_EXERCISE_: From the listing below, pull out every line where the string "React" appears.

_DATA TO PROCESS_:
start

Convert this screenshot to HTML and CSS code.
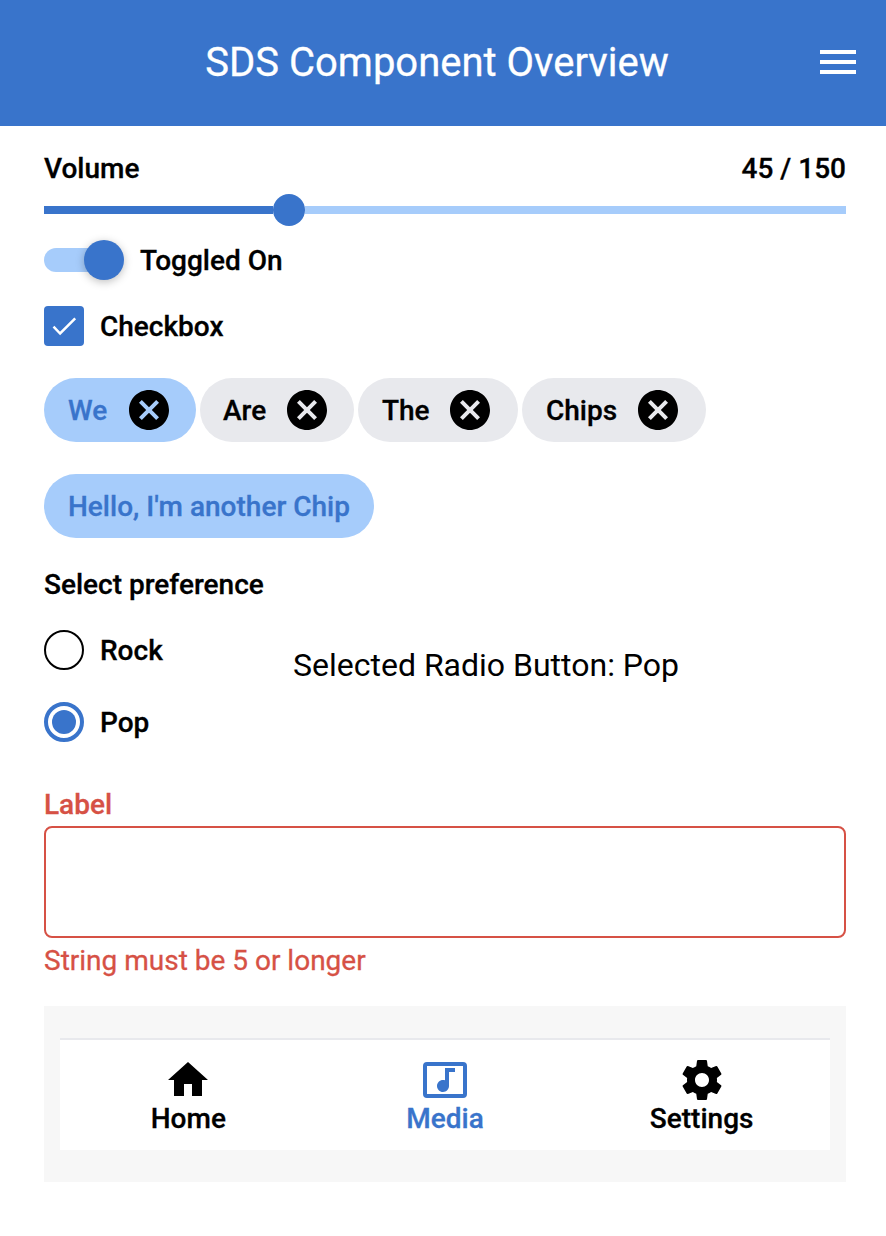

end
start

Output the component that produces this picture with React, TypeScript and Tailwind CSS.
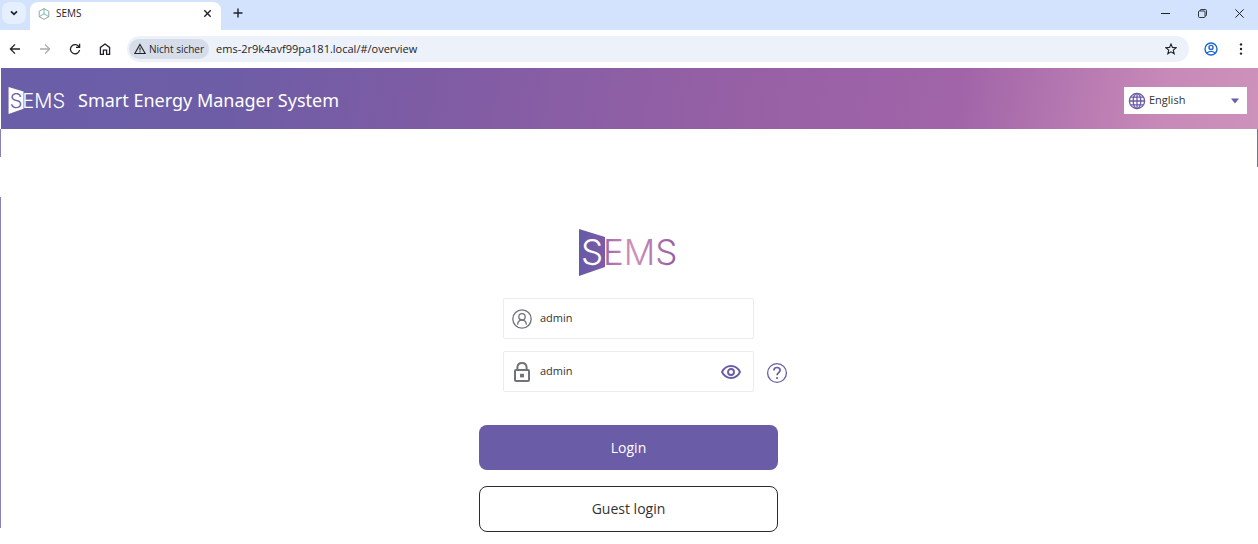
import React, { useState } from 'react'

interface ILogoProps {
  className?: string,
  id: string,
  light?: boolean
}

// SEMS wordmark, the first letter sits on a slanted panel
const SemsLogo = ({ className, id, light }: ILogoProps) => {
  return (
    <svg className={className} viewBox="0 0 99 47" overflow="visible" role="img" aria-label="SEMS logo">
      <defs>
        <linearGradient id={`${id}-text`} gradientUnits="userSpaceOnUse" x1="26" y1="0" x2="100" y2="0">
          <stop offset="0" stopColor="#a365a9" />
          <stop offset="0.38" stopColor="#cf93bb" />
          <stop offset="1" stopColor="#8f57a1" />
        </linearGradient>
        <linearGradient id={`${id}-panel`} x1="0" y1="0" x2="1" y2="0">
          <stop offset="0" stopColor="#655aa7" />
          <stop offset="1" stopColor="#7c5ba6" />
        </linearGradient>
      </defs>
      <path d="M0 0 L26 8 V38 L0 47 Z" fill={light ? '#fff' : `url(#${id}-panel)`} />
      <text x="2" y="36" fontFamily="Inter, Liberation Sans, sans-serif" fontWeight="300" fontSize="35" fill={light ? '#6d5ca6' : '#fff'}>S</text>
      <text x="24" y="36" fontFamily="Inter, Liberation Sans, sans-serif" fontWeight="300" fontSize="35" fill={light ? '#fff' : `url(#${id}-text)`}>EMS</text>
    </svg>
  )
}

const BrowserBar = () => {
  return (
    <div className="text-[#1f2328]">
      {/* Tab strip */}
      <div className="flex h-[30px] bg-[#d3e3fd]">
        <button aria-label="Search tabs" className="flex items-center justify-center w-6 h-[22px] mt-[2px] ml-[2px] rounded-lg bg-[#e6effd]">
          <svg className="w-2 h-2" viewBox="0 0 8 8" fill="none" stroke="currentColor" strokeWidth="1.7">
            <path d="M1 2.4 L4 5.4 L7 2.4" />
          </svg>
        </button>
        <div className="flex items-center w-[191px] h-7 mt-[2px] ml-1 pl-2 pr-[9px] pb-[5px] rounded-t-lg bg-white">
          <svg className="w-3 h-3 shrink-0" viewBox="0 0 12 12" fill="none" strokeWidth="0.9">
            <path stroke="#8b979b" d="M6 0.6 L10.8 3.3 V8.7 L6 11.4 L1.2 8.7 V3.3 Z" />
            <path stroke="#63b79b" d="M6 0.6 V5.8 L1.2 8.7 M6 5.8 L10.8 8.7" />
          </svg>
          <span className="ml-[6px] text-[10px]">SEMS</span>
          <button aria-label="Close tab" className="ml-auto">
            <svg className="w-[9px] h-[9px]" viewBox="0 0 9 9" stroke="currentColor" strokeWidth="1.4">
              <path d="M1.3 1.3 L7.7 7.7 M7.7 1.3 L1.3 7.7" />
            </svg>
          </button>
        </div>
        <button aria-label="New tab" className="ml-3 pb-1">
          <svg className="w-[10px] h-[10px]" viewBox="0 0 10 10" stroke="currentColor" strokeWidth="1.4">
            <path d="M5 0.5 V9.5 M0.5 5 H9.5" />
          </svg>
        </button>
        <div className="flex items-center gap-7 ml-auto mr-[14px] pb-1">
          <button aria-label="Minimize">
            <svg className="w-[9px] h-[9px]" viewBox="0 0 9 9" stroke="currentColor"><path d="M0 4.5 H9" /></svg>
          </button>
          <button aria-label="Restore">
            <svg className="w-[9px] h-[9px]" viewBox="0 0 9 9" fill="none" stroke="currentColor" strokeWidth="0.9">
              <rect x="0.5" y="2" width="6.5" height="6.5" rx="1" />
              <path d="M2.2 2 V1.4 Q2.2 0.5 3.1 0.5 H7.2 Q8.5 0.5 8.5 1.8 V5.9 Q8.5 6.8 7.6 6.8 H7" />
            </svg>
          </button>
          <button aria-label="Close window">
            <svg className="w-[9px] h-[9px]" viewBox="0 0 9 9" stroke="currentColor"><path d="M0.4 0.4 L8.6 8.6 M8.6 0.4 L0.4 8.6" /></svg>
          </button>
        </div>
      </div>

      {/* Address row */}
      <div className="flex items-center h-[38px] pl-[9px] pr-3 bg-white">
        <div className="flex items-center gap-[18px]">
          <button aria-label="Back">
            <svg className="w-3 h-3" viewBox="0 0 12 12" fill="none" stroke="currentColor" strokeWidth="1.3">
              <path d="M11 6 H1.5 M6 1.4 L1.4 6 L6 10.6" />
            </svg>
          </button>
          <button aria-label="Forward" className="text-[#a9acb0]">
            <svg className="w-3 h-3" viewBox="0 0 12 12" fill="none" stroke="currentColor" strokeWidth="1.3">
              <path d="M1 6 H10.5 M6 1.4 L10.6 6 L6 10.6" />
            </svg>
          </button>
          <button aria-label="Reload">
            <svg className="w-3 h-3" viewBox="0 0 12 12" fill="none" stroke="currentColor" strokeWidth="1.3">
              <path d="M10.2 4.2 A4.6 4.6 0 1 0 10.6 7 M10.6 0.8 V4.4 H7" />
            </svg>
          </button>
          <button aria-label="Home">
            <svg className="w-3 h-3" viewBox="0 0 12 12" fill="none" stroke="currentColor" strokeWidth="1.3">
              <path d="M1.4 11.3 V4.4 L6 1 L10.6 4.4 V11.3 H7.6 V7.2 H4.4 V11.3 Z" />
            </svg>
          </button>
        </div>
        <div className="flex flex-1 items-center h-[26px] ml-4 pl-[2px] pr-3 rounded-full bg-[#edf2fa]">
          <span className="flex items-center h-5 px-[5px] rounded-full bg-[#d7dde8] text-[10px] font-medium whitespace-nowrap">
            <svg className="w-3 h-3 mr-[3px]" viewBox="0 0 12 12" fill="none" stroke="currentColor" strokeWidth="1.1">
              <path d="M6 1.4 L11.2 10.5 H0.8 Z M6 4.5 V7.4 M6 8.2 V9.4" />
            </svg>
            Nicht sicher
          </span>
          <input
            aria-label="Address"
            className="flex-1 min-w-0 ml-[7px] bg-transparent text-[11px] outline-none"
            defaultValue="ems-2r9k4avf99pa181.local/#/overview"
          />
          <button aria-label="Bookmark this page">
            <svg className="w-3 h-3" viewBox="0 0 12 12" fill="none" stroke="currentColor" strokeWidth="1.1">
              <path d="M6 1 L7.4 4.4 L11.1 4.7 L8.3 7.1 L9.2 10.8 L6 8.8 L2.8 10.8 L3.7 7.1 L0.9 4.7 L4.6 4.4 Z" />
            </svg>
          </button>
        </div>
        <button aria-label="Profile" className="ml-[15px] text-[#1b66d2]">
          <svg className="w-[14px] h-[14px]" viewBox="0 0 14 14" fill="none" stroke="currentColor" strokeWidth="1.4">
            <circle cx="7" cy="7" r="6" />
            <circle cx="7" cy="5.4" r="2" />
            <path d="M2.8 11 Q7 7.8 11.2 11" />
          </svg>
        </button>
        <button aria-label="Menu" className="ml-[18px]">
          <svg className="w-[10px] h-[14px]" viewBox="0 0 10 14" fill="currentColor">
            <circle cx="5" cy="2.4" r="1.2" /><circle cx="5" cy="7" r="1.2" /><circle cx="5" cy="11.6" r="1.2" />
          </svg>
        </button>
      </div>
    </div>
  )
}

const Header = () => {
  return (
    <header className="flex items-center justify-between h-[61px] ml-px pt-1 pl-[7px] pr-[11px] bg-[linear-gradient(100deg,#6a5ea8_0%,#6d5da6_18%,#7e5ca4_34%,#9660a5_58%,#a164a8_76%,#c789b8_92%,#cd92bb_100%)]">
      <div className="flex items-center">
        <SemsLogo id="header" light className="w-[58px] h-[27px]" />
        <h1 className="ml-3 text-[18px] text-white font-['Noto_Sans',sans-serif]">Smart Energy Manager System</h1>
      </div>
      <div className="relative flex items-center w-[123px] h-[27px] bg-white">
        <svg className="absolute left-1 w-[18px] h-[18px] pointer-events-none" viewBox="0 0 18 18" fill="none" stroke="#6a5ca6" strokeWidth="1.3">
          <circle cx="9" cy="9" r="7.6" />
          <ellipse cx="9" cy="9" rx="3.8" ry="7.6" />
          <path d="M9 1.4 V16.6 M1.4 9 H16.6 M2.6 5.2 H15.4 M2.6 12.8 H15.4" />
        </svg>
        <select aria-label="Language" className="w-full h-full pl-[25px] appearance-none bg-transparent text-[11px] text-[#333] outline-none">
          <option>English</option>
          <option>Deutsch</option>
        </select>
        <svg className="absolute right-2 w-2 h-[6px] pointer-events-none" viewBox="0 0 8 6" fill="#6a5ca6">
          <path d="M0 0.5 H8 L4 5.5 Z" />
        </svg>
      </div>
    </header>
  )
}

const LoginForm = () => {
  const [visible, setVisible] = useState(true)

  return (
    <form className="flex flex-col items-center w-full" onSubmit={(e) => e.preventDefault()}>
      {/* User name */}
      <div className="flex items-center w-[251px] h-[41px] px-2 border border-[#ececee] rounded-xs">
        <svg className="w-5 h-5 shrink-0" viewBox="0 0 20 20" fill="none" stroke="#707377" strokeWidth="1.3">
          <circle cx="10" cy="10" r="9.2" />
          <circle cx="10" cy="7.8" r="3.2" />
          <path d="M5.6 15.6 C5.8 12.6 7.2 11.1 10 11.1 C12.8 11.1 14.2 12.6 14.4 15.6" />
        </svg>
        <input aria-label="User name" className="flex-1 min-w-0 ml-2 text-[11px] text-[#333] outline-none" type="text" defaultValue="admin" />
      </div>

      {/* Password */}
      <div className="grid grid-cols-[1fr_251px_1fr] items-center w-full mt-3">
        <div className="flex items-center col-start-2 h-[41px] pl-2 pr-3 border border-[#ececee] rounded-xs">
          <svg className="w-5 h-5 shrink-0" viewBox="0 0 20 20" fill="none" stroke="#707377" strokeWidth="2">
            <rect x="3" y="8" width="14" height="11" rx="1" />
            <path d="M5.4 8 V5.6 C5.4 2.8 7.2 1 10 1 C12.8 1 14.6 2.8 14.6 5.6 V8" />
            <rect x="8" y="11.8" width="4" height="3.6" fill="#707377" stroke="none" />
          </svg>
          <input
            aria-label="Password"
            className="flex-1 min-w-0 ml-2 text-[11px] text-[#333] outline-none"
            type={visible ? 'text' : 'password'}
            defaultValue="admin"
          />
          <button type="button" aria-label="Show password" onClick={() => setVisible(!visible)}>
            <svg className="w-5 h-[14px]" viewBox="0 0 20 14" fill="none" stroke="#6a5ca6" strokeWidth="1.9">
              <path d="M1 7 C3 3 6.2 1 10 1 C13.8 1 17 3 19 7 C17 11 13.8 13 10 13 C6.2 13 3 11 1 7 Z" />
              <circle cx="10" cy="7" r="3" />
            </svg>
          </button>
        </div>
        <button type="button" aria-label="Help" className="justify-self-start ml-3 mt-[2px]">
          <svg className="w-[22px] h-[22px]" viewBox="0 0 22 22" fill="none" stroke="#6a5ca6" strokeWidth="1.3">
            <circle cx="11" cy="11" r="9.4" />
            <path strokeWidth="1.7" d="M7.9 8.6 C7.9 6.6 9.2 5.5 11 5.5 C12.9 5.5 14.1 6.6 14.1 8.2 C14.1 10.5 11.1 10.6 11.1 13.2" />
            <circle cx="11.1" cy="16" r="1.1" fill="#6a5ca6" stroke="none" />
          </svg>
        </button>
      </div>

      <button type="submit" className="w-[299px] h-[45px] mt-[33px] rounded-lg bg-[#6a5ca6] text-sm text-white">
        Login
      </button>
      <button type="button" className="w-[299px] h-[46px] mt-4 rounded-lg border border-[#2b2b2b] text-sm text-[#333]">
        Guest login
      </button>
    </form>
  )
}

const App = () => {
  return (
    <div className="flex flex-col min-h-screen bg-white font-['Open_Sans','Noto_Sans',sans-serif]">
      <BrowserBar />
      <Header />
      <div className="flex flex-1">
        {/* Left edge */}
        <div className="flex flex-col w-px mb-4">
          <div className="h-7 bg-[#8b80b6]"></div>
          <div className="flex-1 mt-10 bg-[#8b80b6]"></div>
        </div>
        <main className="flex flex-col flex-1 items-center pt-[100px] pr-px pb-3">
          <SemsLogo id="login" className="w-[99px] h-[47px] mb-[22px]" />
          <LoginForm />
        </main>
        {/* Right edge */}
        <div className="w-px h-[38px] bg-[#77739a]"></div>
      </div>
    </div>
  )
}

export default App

end

_EXERCISE SOLUTION_:
Output the component that produces this picture with React, TypeScript and Tailwind CSS.
import React, { useState } from 'react'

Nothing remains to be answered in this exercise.